All that is green is not golden

Published 5:00 am Monday, April 16, 2007

The Oregon Renewable Energy Act has an impressive, greenish goal. Senate Bill 838 would require Oregon’s largest utilities to get 25 percent of their power from renewable sources by 2025. For the bill’s purposes, renewable power means things like wind, solar, geothermal, wave and new hydro plants – not existing hydro.

Some 22 other states have adopted similar standards. Oregon consumer and environmental groups like it. The big utilities, Portland General Electric Co. and Pacific Power, support it. Renewable energy companies are excited about what it might mean. But there is concern among other businesses and Republicans in the Legislature about what the bill’s mandates will do to electric bills.

At the minimum, we believe the bill has some serious flaws that must be addressed. The bill reduces oversight of utilities and an amendment inserted in the bill tags on a sweet deal for industrial customers.

The reduction in oversight comes in a section about an “automatic adjustment clause.” It gives utilities more power than they have now to raise their rates. Right now, when a utility wants to raise rates, it must go before the Public Utility Commission. A contested hearing is held. The utility must document why it wants to raise rates.

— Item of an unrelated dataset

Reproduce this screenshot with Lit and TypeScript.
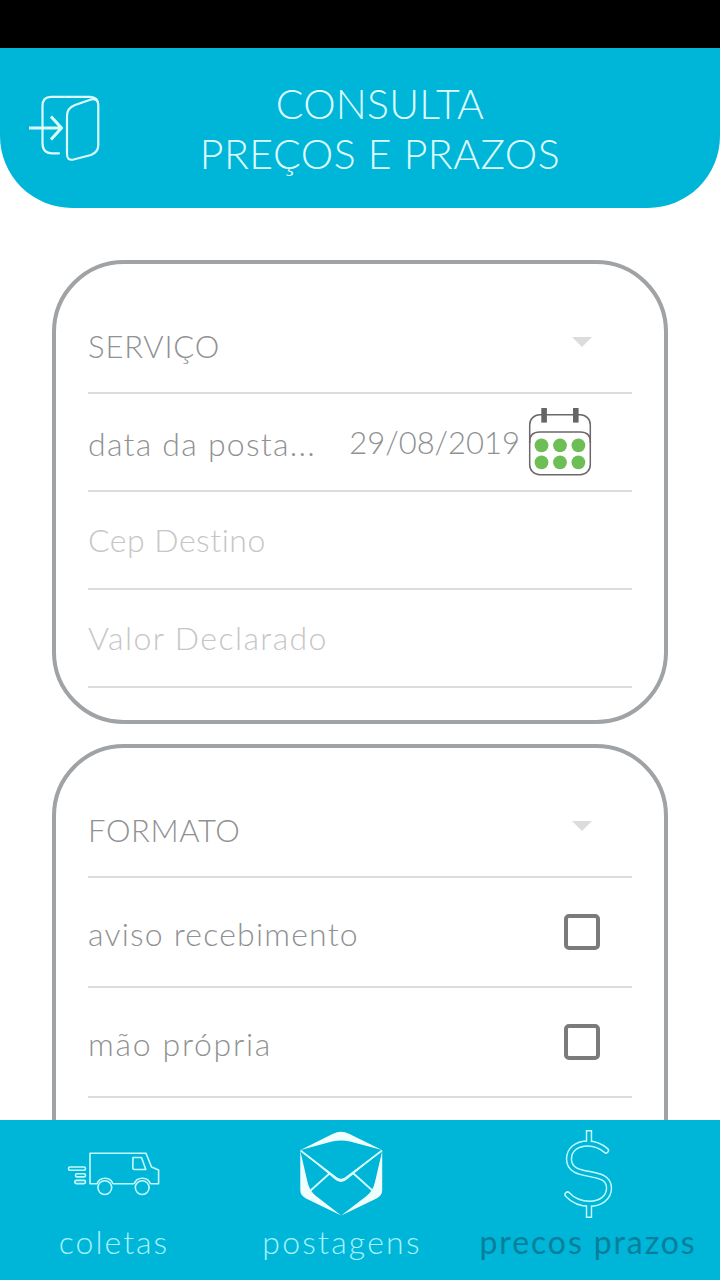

SB 838 makes it easier for utilities to raise rates to cover the costs of moving to renewables. A utility is still required to get approval from the PUC, but the process is different. There is no contested hearing. Instead, there is just an opportunity for public comment.

That’s less protection for consumers. Just because the costs are costs for going more green doesn’t mean that the public doesn’t deserve the same protection. We see no reason why the standards should be dropped.

The PUC does a good job of protecting consumers from paying more than they should under the contested hearing system. Not every rate increase utilities ask for is approved. Earlier this year, the PUC cut $49.4 million from Portland General Electric’s request to increase rates to recover costs for expenses and for a new power plant. Instead of PGE consumers seeing a rate increase of 4.3 percent as PGE requested, the commission decided that only a 1.3 percent increase was necessary.

The sweet deal is way back near the end of the bill – it’s on page 28 in our version. The amendment allows utilities to include the costs of “implementing cost-effective energy conservation” in their rates. We see nothing wrong with that.

But the amendment exempts utility customers with loads greater than one megawatt – in other words big, industrial customers – from paying for conservation. We don’t see any reason why households and smaller businesses should have to pay a disproportionately high percentage of a utility’s conservation costs. Do you?

It’s hard to tell what the bill is going to mean for rates. Scott Bolton, who does government affairs for Pacific Power, says consumers can expect rates to go up with or without the bill. As power demands increase, Pacific Power expects the cost of providing it to increase.

Hydropower is the least expensive source of electricity in the United States. But there is not a lot of support for more big dam projects. Small hydro projects like the one Central Oregon Irrigation District is working on between Bend and Redmond will help.

For Pacific Power, coal-fired plants are the cheapest way for it to provide electricity right now. In the future, that may be wiped out by carbon emissions taxes that drive up the price. Burning natural gas is still competitive. It’s future is also uncertain because of the volatile world market. So Pacific Power is looking at wind as a cost-effective way to add more renewable power in Oregon.

Wind can be a great source of power. The fuel is free and the capital costs and maintenance are not outrageous. Wouldn’t you know it, but there are hard choices that have to be made about wind, too.

Power in the wind is ranked on a scale of 1 (the lowest) to 7 (the best). If you look at a wind map of Oregon prepared by the U.S. Department of Energy, the best place to put wind farms in Oregon would be to line them up along the coast from Coos Bay to Brookings. And because wind speed is higher the more you go up, taller towers are better.

Are Oregonians going to want that along the coast? Probably not. Of course, there are other places to put windmill farms. They just won’t produce as much power.

The wind is also fickle. It doesn’t always blow when you need it. On hot days, when the air conditioners crank up, the wind tends not to be blowing. So even if utilities invest in more renewable wind energy, they have to also invest in power sources, perhaps less green, that will be able to meet demand when somebody flicks on a switch.

Supporters of Senate Bill 838 argue it is not perfect. Most importantly, it’s unclear what it will do to utility rates. Still supporters say it gives Oregon a good shove in the right direction – cleaner, renewable power. And it reduces the state’s dependence on foreign oil.

If the Legislature is going to pass this mandate, it should at least strip out the reduced oversight of utilities and the sweet deal for industrial customers. And then it needs to come back in 2010 when the mandates start kicking in, and ensure that the plan to make Oregon green is not an environmental catastrophe of our own making.